Can I disable the copy and paste of putty/secureCRT?

I'm a teacher who teaching computer programming languages.

Generally, I give each student a username in a Linux Server. Then each student use his username to login the Server and program their programming task by putty or secureCRT and so on.

But one fact had bothered me for a long time. Instead of doing programming by themself, some students are proned to copy the source code from anywhere else effortlessly. It's a cheating, but , as a teacher , I have trouble in avoiding this behavior.

If I can disable the copy and paste of the putty or secureCRT, the cheating of the student is impossible to occur!

Can I take any method to disable the copy and paste?

Anyone can give me a well-proven method?

Thanks!

Surely the cut/paste is a function of the client (PC) operating system, Windows (?).

Putty is just the application.

If the client is Windows then I guess you need to disable the clipboard.

Please describe your environment (Server & Client O/S's), etc.
Are your clients also Unix/Linux?

If your clients are Windows I suggest you post to a Windows forum.

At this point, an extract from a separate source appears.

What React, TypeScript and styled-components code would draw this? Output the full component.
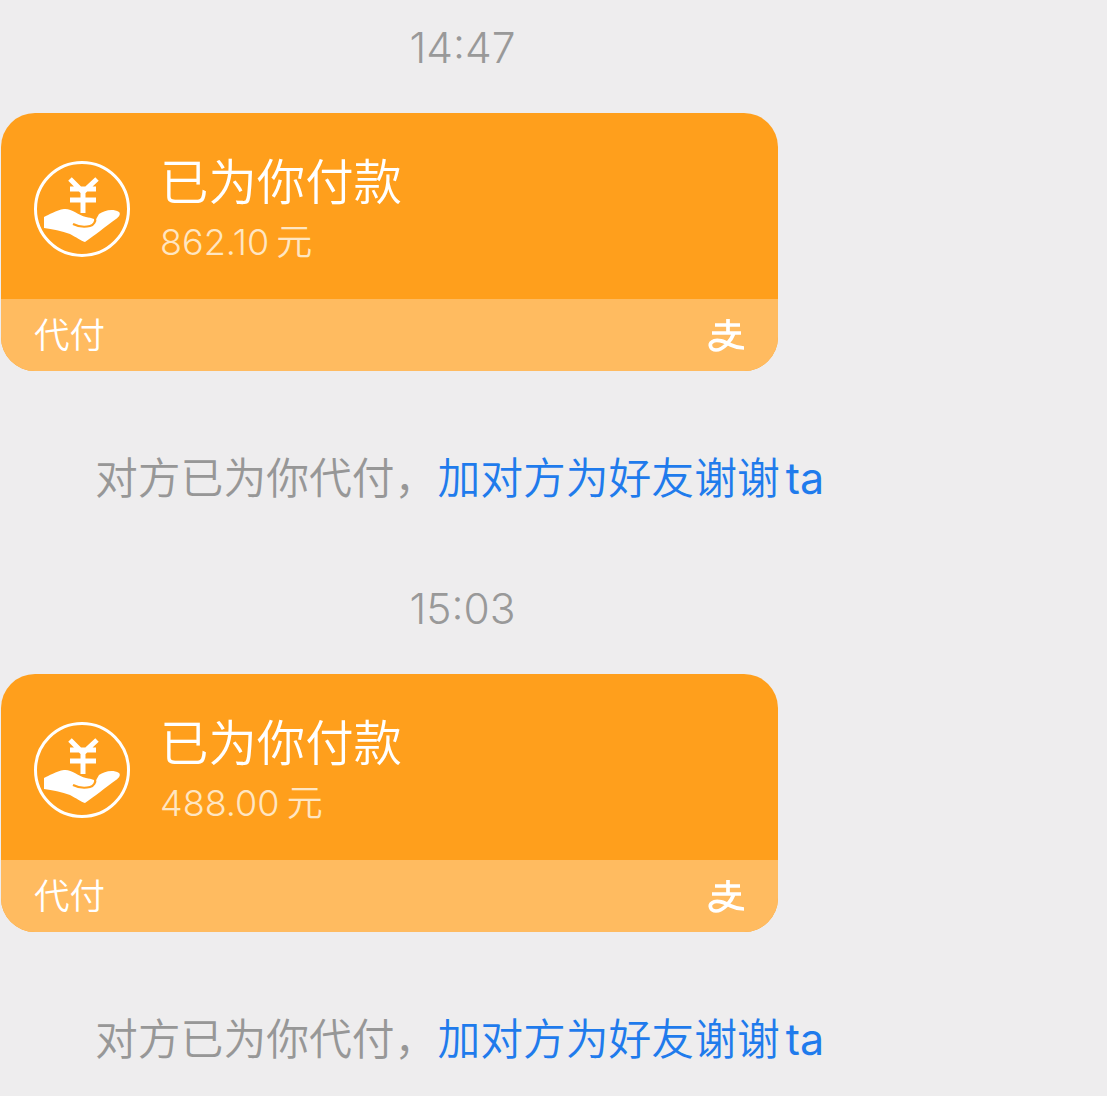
import styled, { createGlobalStyle } from "styled-components";

const GlobalStyle = createGlobalStyle`
    html, body {
        margin: 0;
        padding: 0;
        background-color: #eeedee;
    }
    body {
        font-family: "Inter", "Noto Sans CJK SC", sans-serif;
    }
`;

const Page = styled.div`
    width: 1107px;
    height: 1096px;
    overflow: hidden;
    background-color: #eeedee;
`;

const Block = styled.section`
    height: 561px;
    display: flex;
    flex-direction: column;
`;

const Time = styled.div`
    width: 925px;
    height: 96px;
    line-height: 96px;
    margin-bottom: 17px;
    text-align: center;
    font-size: 42.5px;
    font-weight: 350;
    color: #999;
`;

const Card = styled.div`
    width: 777px;
    height: 258px;
    margin-left: 1px;
    border-radius: 34px;
    overflow: hidden;
    display: flex;
    flex-direction: column;
    background-color: #ff9f1c;
`;

const CardBody = styled.div`
    height: 186px;
    padding-left: 33px;
    display: flex;
    align-items: flex-start;
    gap: 30px;
`;

const PayIcon = styled.svg`
    width: 96px;
    height: 96px;
    margin-top: 48px;
    flex-shrink: 0;
`;

const CardText = styled.div`
    display: flex;
    flex-direction: column;
`;

const Title = styled.div`
    margin-top: 40px;
    height: 60px;
    line-height: 60px;
    font-size: 48.4px;
    font-weight: 350;
    color: #fff;
`;

const Amount = styled.div`
    margin-top: 4px;
    height: 50px;
    line-height: 50px;
    font-size: 36px;
    font-weight: 350;
    word-spacing: -3px;
    color: #ffe6c2;
`;

const CardFooter = styled.div`
    height: 72px;
    padding: 0 32px 5px 33px;
    box-sizing: border-box;
    display: flex;
    align-items: center;
    justify-content: space-between;
    background-color: #ffbb60;
`;

const FooterLabel = styled.span`
    font-size: 35.5px;
    font-weight: 350;
    color: #fff;
`;

const PayLogo = styled.svg`
    width: 40px;
    height: 36px;
    margin-top: 5px;
    flex-shrink: 0;
`;

const Notice = styled.p`
    margin: 59px 0 0 95px;
    height: 96px;
    line-height: 96px;
    font-size: 42.8px;
    font-weight: 350;
    color: #979797;
    white-space: nowrap;
`;

const NoticeLink = styled.span`
    color: #1f7bec;
`;

const Latin = styled.span`
    font-size: 43px;
    font-weight: 400;
    margin-left: 6px;
`;

function HandIcon() {
    return (
        <PayIcon viewBox="0 0 96 96">
            <circle cx="48" cy="48" r="46.5" fill="none" stroke="#fff" strokeWidth="3" />
            <path
                d="M36 18 L49 31 L63 18 M36 28 H62 M36 39 H62 M49 30 V52"
                fill="none"
                stroke="#fff"
                strokeWidth="5"
            />
            <path
                d="M10 56 C15 54 22 49 30 48 C37 47 44 54 52 56 C58 57 62 58 61 60 L65 53 C70 50 78 47 85 51 C87 53 85 56 82 58 C72 65 60 75 51 81 C47 80 42 76 36 73 C28 70 18 68 10 67 Z"
                fill="#fff"
            />
            <path
                d="M39 63 C45 66 52 66 56 65 C60 64 62 60 61 57"
                fill="none"
                stroke="#ff9f1c"
                strokeWidth="2.2"
            />
        </PayIcon>
    );
}

function AlipayLogo() {
    return (
        <PayLogo viewBox="0 0 40 36">
            <path
                d="M9 8 H34 M22 2 V16 M6 16 H35 M28 16 C25 24 17 33 10 33 C4 33 3 27 6 25 C11 21 19 25 25 28 C29 30 33 31 38 31"
                fill="none"
                stroke="#fff"
                strokeWidth="3.7"
            />
        </PayLogo>
    );
}

interface PaymentProps {
    time: string;
    amount: string;
}

function Payment({ time, amount }: PaymentProps) {
    return (
        <Block>
            <Time>{time}</Time>
            <Card>
                <CardBody>
                    <HandIcon />
                    <CardText>
                        <Title>已为你付款</Title>
                        <Amount>{amount} 元</Amount>
                    </CardText>
                </CardBody>
                <CardFooter>
                    <FooterLabel>代付</FooterLabel>
                    <AlipayLogo />
                </CardFooter>
            </Card>
            <Notice>
                对方已为你代付，
                <NoticeLink>
                    加对方为好友谢谢<Latin>ta</Latin>
                </NoticeLink>
            </Notice>
        </Block>
    );
}

export default function App() {
    return (
        <Page>
            <GlobalStyle />
            <Payment time="14:47" amount="862.10" />
            <Payment time="15:03" amount="488.00" />
        </Page>
    );
}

Thank you for your quick response!

Generally speaking , most of the student use window, but everything has its exceptions, if some student find they can not do it in windows environment , they may use linux environment.

So, if under the linux environment, how should I do?

Thanks!

Unfortunately, cheating is rampant. I think you need to test your students in an environment where they cannot cheat. I'm sure there are ways to do that.

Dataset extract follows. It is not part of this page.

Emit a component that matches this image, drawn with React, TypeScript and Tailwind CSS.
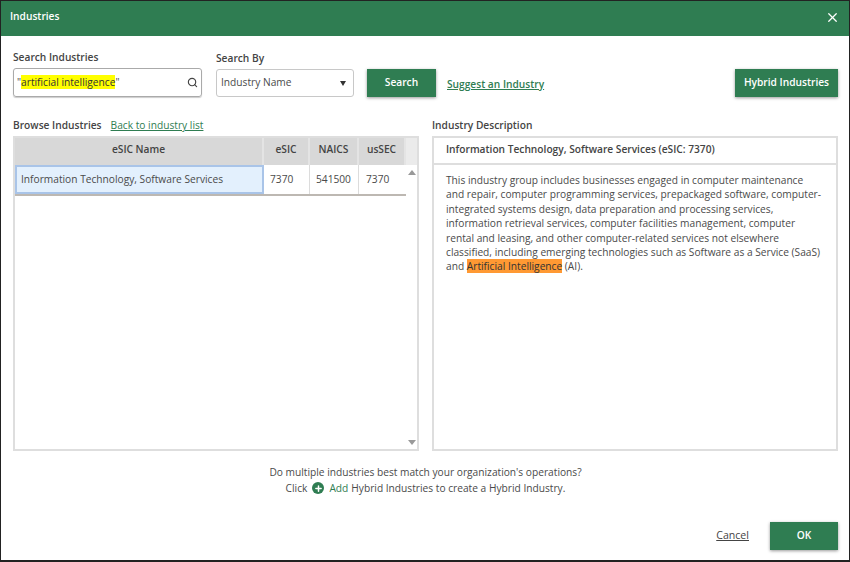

It's good you are concerned. But I do not think turning off copy / paste will stop students from cheating, since they could easily look at the correct answer from one of their friends, and copy it down by hand. Turning off copy / paste slows the cheating process, but does not stop it.

The copy / paste cheaters are even easier to catch, since the answer is exactly the same, down to minor formatting details, a dead give-away of cheating.

Thanks for you concern for cheating. I understand what you said. But my aim is to void the students' daily programming task , not for test.
Yes, they can easily look at the correct answer from anywhere else, but I think at least it's a way to learn programming. If the students have to input the code letter by letter, I think I do the right thing.

That is a VERY good point.

Another strategy would be to deny them the ability to open anything but putty. Nothing to copy from, cannot paste.

Otherewise, you may need to rebuild your own version of putty from source, with the pasting feature removed.

Of course, if you cannot stop them from using some other client, that's no good. You cannot control it from the server end. It doesn't know when data's being pasted. Letters are just letters to it.

Many teachers these days use software to compare assignments for similarity. That'd be another way to catch cheating.

Sincerely thank you for your reply.

It seems that copy/paste is available in Putty.

From the server end , I can do nothing for it. So, I should rebuild my own version of putty. For simplicity, my own version putty should not include copy/paste, moreover, it should be uncrypted , because I use it just for studetns' daily programming task, not for crucial data.
Most importantly, I must have a strategy to ensure that I know the students is using my own version putty to connect the server or not.

It's not a easy job, but I want to have a try.

I wish you luck with that project.

Take a look at this:

Configuring PuTTY

See section 4.11.3 which mentions mouse driven cut/paste being completely disabled. I've never tried it myself.

Unless you have a telnet server going, an unencrypted putty would be pretty useless.